Stille Leuchtkraft

Die Galerie Luzán zeigt »Christian Rohlfs« in Aquarell, Tempera und Grafik

  • Volkmar Draeger
  • Lesedauer: 3 Min.

Er gehört zu den Großen in der Kunstgeschichte des ausgehenden 19., beginnenden 20. Jahrhunderts und unter ihnen doch eher zu den weniger populären. Dabei stehen besonders Christian Rohlfs Temperas pastellfarben aufglühender Blumenmotive einzigartig da. Begonnen hat sein Weg 1849, im Jahr nach der Märzrevolution und als Zeitgenosse van Goghs, mit dessen Werk er sich später auseinandersetzen sollte. Zur Malerei kam der Junge durch bösen Zufall: Eine schwere Beinverletzung behandelte Theodor Storms Schwager, gab ihm zur Ablenkung Zeichenmaterial. Rohlfs Talent führte ihn an die Großherzogliche Kunstschule Weimar.

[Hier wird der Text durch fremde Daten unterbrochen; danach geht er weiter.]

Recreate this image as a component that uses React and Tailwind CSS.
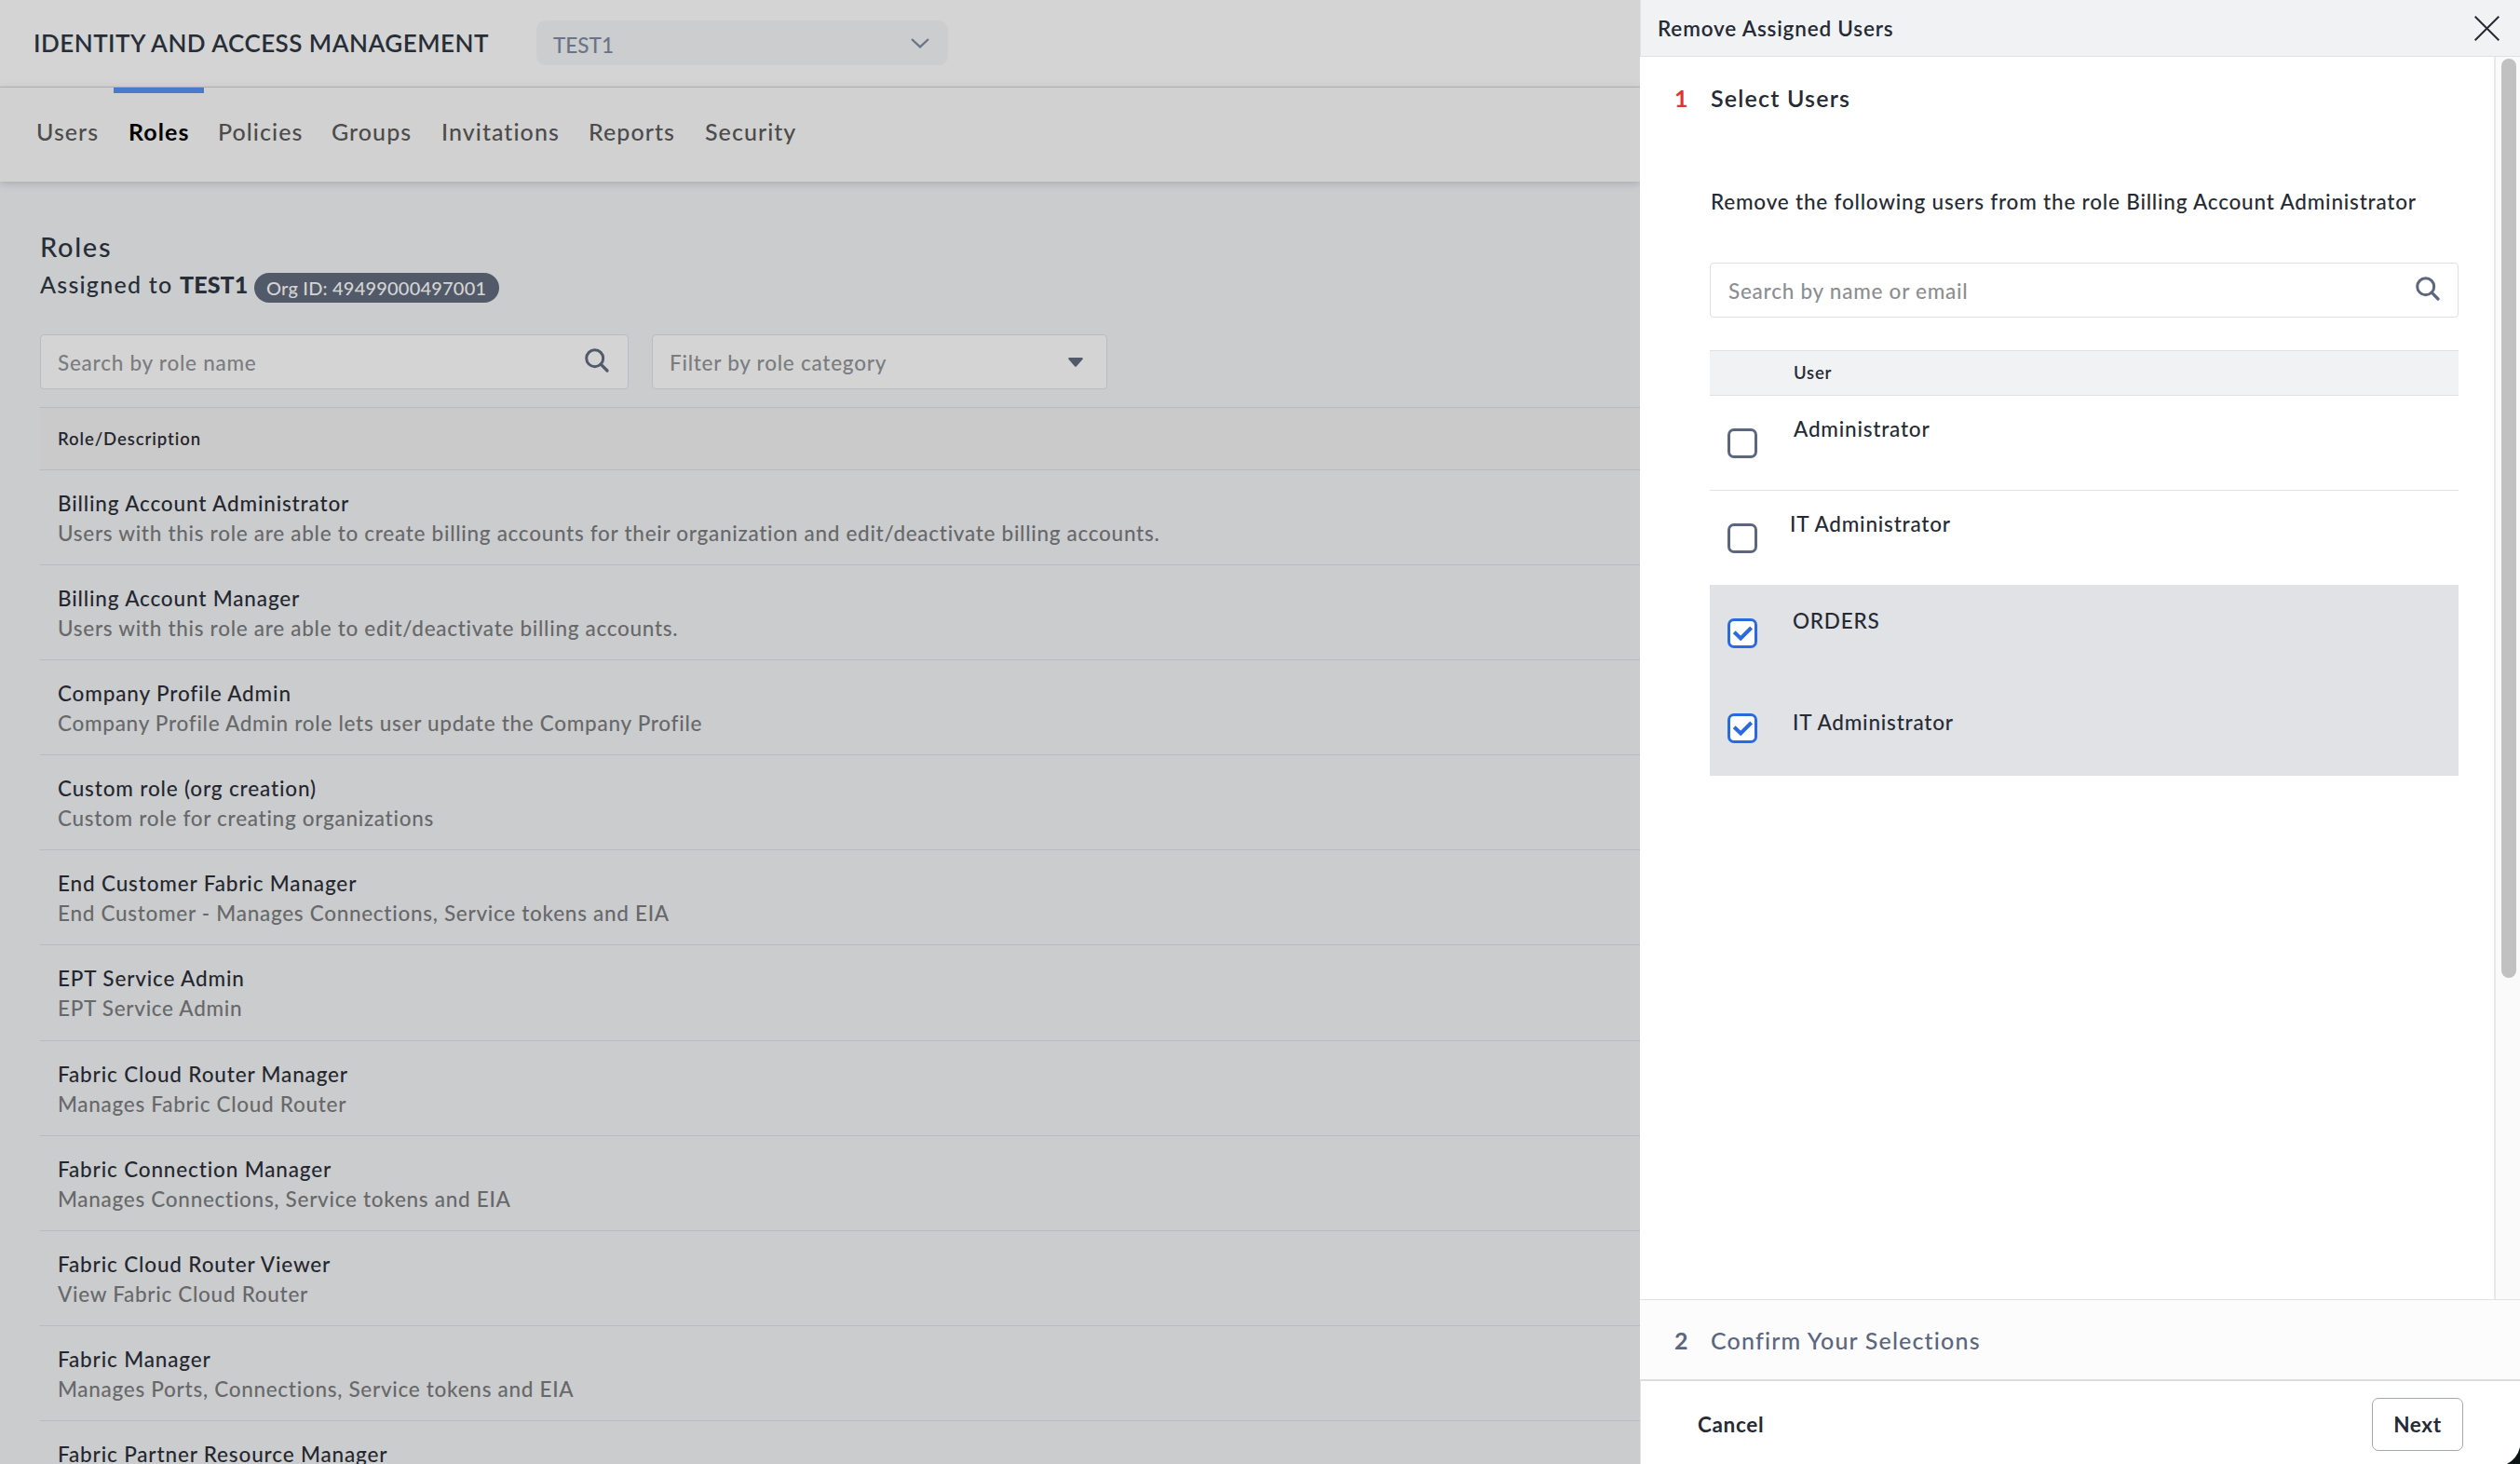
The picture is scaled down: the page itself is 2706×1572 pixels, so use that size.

In der Klassikerstadt blieb er rund drei Dezennien, musste 1873, noch als Student, eine Beinamputation hinnehmen, war ab 1884 freier Künstler. Nach anfänglicher Begeisterung für die realistische Malerei wandte er sich dem Impressionismus zu und konnte mit 50 auf ein Oeuvre von fast 300 Gemälden verweisen. Als er auf Vermittlung an der Folkwang-Schule lehrte, kam er in Kontakt mit zeitgenössischer Malerei und wandelte seinen Stil. Von 1910 an zählt er zu den Expressionisten, dem der Ausdruck mehr gilt als der dem Moment geschuldete Eindruck. Die Farbe wird hauptsächlicher Träger seiner Motive, in Tempera auf Papier entstehen Stadtansichten, Landschaften, Darstellungen von Architektur.

Die Einschränkungen bei Ausbruch des 1. Weltkriegs bringen ihn zur Druckgrafik, die sich mit 185 Arbeiten dennoch bescheiden neben dem malerischen Werk ausnimmt. Dass die Nazis ihn unter die »entarteten« Künstler rechneten, Hunderte seiner Bilder aus Museen entfernten, hat Rohlfs geschmerzt. Am Tag vor seinem Tod 1938 schloss man ihn aus der Preußischen Akademie der Künste aus. Ein Abguss der Barlach-Plastik »Der lehrende Christus« schmückt in Hagen sein Grab. Auch an ihn, Ernst Barlach, den großen Verknapper der Form, erinnert, was die Galerie Luzán zusammengetragen hat. Mit gut 20 Arbeiten aus der Zeit von 1919 bis 1937 leistet sie einen Beitrag zur Rohlfs-Renaissance.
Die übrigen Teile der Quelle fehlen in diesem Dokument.